'Irrational' uranium prices making life tough, even for world-class juniors
VANCOUVER (miningweekly.com) – The resource investment market’s fixation on uranium spot prices and fewer majors operating in the space are making life difficult for uranium exploration juniors, even those such as Fission Uranium, that have made world-class discoveries in one of the best jurisdictions in the world.
Speaking to Mining Weekly Online during the recent Prospectors and Developers Association of Canada yearly international convention, in Toronto, chairperson and CEO Dev Randhawa pointed to recent market commentary by Canadian uranium major Cameco CEO Tim Gitzel that current low uranium prices are not sustainable, or rational.

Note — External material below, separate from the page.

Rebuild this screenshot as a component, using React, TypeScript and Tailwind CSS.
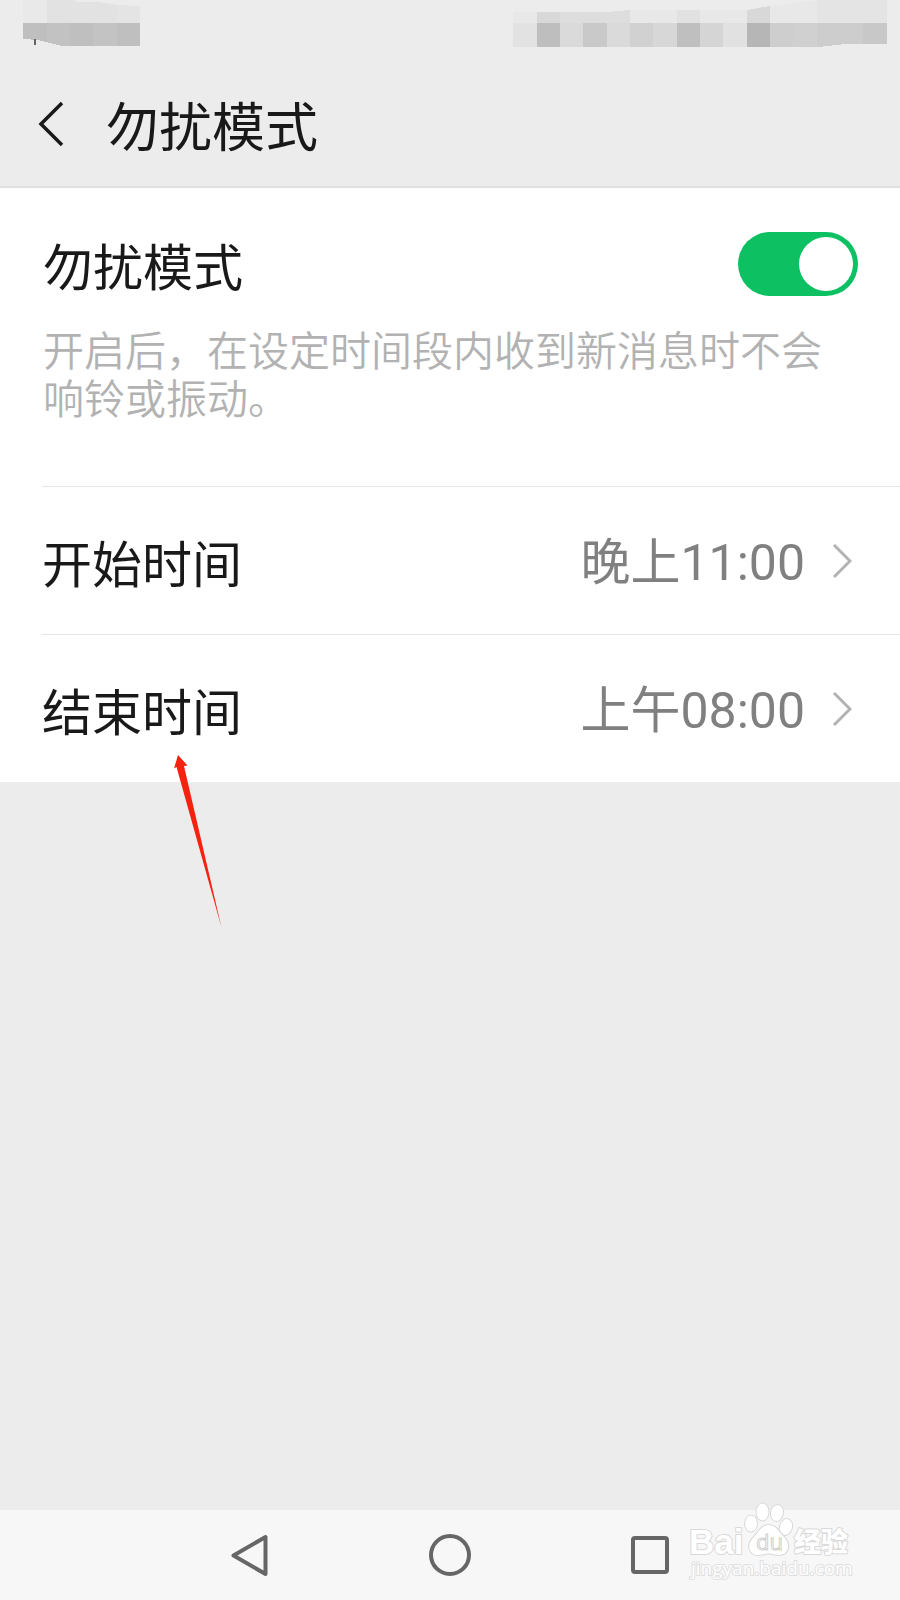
const ROWS = [
  { label: '开始时间', value: '晚上11:00' },
  { label: '结束时间', value: '上午08:00' },
];

function StatusBar() {
  const cells: [number, string][] = [
    [13, '#e2e2e2'], [37, '#bebebe'], [60, '#dadada'], [83, '#c9c9c9'], [107, '#dadada'], [130, '#d1d1d1'],
    [153, '#d7d7d7'], [177, '#bfbfbf'], [200, '#d5d5d5'], [223, '#e1e1e1'], [247, '#b6b6b6'], [270, '#cecece'],
    [293, '#d0d0d0'], [317, '#cdcdcd'], [340, '#cdcdcd'], [363, '#c8c8c8'],
  ];
  return (
    <div className="flex h-[62px] items-start justify-between" aria-hidden="true">
      <svg width="150" height="60" viewBox="0 0 150 60" shapeRendering="crispEdges">
        <path d="M23 0H47V23H23Z" fill="#e9e9e9" />
        <path d="M47 0H73L78 2L97 2L118 5L140 6V23H47Z" fill="#e2e2e2" />
        <path d="M117 5L140 6V23H117Z" fill="#e4e4e4" />
        <path d="M23 23H140V46H62L38 40L23 39Z" fill="#bfbfbf" />
        <path d="M47 23H70V46H62L47 42Z" fill="#c2c2c2" />
        <path d="M93 23H117V46H93Z" fill="#c3c3c3" />
        <path d="M34 39H36V45H34Z" fill="#666666" />
      </svg>
      <svg width="400" height="60" viewBox="0 0 400 60" shapeRendering="crispEdges">
        <path d="M13 12H37V23H13Z" fill="#e8e8e8" />
        <path d="M37 12L107 12L130 10V23H37Z" fill="#dddddd" />
        <path d="M37 12H60V23H37Z" fill="#d8d8d8" />
        <path d="M130 10H247V23H130Z" fill="#e8e8e8" />
        <path d="M177 10H200V23H177Z" fill="#e1e1e1" />
        <path d="M247 10L270 6V23H247Z" fill="#d8d8d8" />
        <path d="M270 6L317 0V23H270Z" fill="#e8e8e8" />
        <path d="M317 0H387V23H317Z" fill="#e4e4e4" />
        {cells.map(([x, fill]) => (
          <rect key={x} x={x} y="23" width="24" height="23.5" fill={fill} />
        ))}
        <path d="M387 0H400V60H387Z M318 47L345 44L387 44V47Z" fill="#ececec" />
      </svg>
    </div>
  );
}

function Chevron() {
  return (
    <svg width="20" height="36" viewBox="0 0 20 36" fill="none" stroke="#b2b2b2" strokeWidth="3" aria-hidden="true">
      <path d="M2 2L18 18L2 34" />
    </svg>
  );
}

function PointerArrow() {
  return (
    <svg className="pointer-events-none block" width="52" height="176" viewBox="0 0 52 176" aria-hidden="true">
      <path d="M6 3L15.5 13.5L12 14L49.5 175.5L4.500 15L2 16.5Z" fill="#f5220f" />
    </svg>
  );
}

function Watermark() {
  return (
    <svg className="pointer-events-none absolute bottom-[10px] right-[45px]" width="170" height="90" viewBox="0 0 170 90" aria-label="Baidu 经验">
      <g fill="#ffffff" stroke="#d9d9d9" strokeWidth="2" paintOrder="stroke" strokeLinejoin="round">
        <text x="4" y="54" fontSize="35" fontWeight="700" fontFamily="Liberation Sans, sans-serif">Bai</text>
        <text x="109" y="52" fontSize="27" fontWeight="900" fontFamily="Noto Sans CJK SC, sans-serif">经验</text>
        <ellipse cx="66" cy="23.500" rx="6" ry="8" />
        <ellipse cx="77.500" cy="12" rx="6" ry="8.500" />
        <ellipse cx="92" cy="13" rx="6" ry="8" transform="rotate(12 92 13)" />
        <ellipse cx="101" cy="27" rx="6" ry="8" transform="rotate(15 101 27)" />
        <path d="M84 25C91 25 94 32 99 37C106 44 104 55 94 55C89 55 87 53.500 84 53.500C80 53.500 78 55 73 55C63 55 62 44 68 38C74 32 76 25 84 25Z" />
      </g>
      <text x="71" y="50" fontSize="22" fontFamily="Open Sans, sans-serif" fill="#ffffff" stroke="#d0d0d0" strokeWidth="1">du</text>
      <text x="6" y="75" fontSize="19" fontFamily="Open Sans, sans-serif" fill="#ffffff" stroke="#dfdfdf" strokeWidth="2" paintOrder="stroke">jingyan.baidu.com</text>
    </svg>
  );
}

export default function App() {
  return (
    <div className="relative flex min-h-screen flex-col bg-[#ececec] font-['Noto_Sans_CJK_SC',sans-serif] text-[#191919]">
      <StatusBar />
      <header className="flex h-[126px] items-center gap-[42px] border-b-2 border-[#e0e0e0] pl-[38px]">
        <button type="button" aria-label="返回">
          <svg className="block" width="26" height="46" viewBox="0 0 26 46" fill="none" stroke="#191919" strokeWidth="3.500">
            <path d="M24 2L3 23L24 44" />
          </svg>
        </button>
        <h1 className="text-[53px] font-normal leading-[64px]">勿扰模式</h1>
      </header>

      <main className="flex-1">
        <section className="bg-white">
          <div className="pb-[62px] pl-[43px] pr-[42px] pt-[44px]">
            <div className="flex items-center justify-between">
              <label htmlFor="dnd" className="text-[50px] leading-[64px]">勿扰模式</label>
              <input
                id="dnd"
                type="checkbox"
                role="switch"
                defaultChecked
                className="flex h-[64px] w-[120px] shrink-0 appearance-none items-center rounded-full bg-[#b2b2b2] px-[5px] before:size-[54px] before:rounded-full before:bg-white checked:justify-end checked:bg-[#0dc162]"
              />
            </div>
            <p className="mt-[32px] font-['Roboto','Noto_Sans_CJK_SC',sans-serif] text-[41px] font-[350] leading-[48px] text-[#b2b2b2]">
              开启后，在设定时间段内收到新消息时不会响铃或振动。
            </p>
          </div>

          {ROWS.map((row) => (
            <div key={row.label} className="pl-[42px]">
              <button type="button" className="flex h-[148px] w-full items-center border-t border-[#e5e5e5] pr-[48px] text-left text-[50px] leading-[64px]">
                <span className="flex-1">{row.label}</span>
                <span className="mr-[27px] pt-1 font-['Roboto','Noto_Sans_CJK_SC',sans-serif] text-[#808080]">{row.value}</span>
                <Chevron />
              </button>
            </div>
          ))}
        </section>
        <div className="relative">
          <div className="absolute left-[172px] top-[-30px]">
            <PointerArrow />
          </div>
        </div>
      </main>

      <nav className="bg-[#f7f7f7]" aria-label="系统导航">
        <div className="mx-auto grid h-[90px] w-2/3 grid-cols-3 place-items-center">
          <button type="button" aria-label="后退">
            <svg className="block" width="44" height="44" viewBox="0 0 44 44" fill="none" stroke="#666666" strokeWidth="4" strokeLinejoin="round">
              <path d="M37.500 4V41L5.500 22.500Z" />
            </svg>
          </button>
          <button type="button" aria-label="主屏幕">
            <svg className="block" width="44" height="44" viewBox="0 0 44 44" fill="none" stroke="#666666" strokeWidth="4">
              <circle cx="22" cy="22" r="19" />
            </svg>
          </button>
          <button type="button" aria-label="最近任务">
            <svg className="block" width="44" height="44" viewBox="0 0 44 44" fill="none" stroke="#666666" strokeWidth="4">
              <rect x="5" y="5" width="34" height="34" rx="2" />
            </svg>
          </button>
        </div>
      </nav>
      <Watermark />
    </div>
  );
}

“The problem is that people are fixated on the spot price. There’s also the long-term price that’s at about $30/lb at the moment. Nobody can produce economically at these price levels. It’s a fictitious mirage of prices,” Randhawa stated.
He noted that all it takes for the spot price to move is 50 000 lb of yellow cake to move between two entities to create excitement in a 170-million-pound-a year-market. "How is that possible?” he lamented.
“It’s not sustainable or rational. The best mines in the world cost at least $20/lb to $25/lb to produce; at best $30/lb to $40/lb for average mines and then you still have capital expenditures to pay back and register a profit – so, really, we need a price of about $60/lb to be successful,” he said.
Randhawa recommends more production be taken off the market to stabilise long-term prices. “People who are not making money need to drop more production, as Cameco and the Kazakhs have indicated they will do. I’ve heard talks of Kazakhstan potentially dropping output by up to 20%,” he noted.
According to him, Kazakhstan is more important than Cameco, because it sells at spot price, keeping the price down. “The overhang is about eight-million to nine-million pounds, so, if that disappears, the price will go back to rational prices,” Randhawa said.
“I’ve been through the cycles before, such as in 1997 when the price dropped to $7/lb, and we needed $40/lb to survive. The problem is that the utilities don’t act rationally. When the price ranged between $7/lb to $20/lb, no one signed any contracts. For instance, Tokyo Electric Power Company Holdings (Tepco) waited until the price went to $100/lb before they signed a long-term deal,” he said.
Randhawa said the irrational price situation impacts on a junior company like Fission by driving the stock price down, making financing difficult and potentially very dilutive to shareholders.
He added that the depressed market had caused the major players to leave as their profits fell, leaving fewer players to pick up new development projects, despite being very attractive.
“There are fewer big players in the market at the moment. There are no more Rio Tintos in the uranium space; we need majors such as Areva back in. They are the companies to take guys like us out. We’re lucky because we have CGN as a partner – 'the mother ship' of all uranium companies. They have the cash, they have five nuclear reactors coming on line this year, eight more being built and [a further] eight in planning.
“We need higher prices to attract the bigger players, because nobody can make money with these low prices,” Randhawa stated.
The long-term uranium price fell to a low of $30/lb on December 1, and traded at about $33/lb on February 1. The spot price had fallen to $18/lb on November 1, climbing back to $24.50/lb on January 1.
Randhawa noted that Fission’s flagship Patterson Lake South (PLS) project represents one of the last remaining "low-hanging fruit" in the global uranium industry, possessing a high-grade deposit, only 50 m from surface.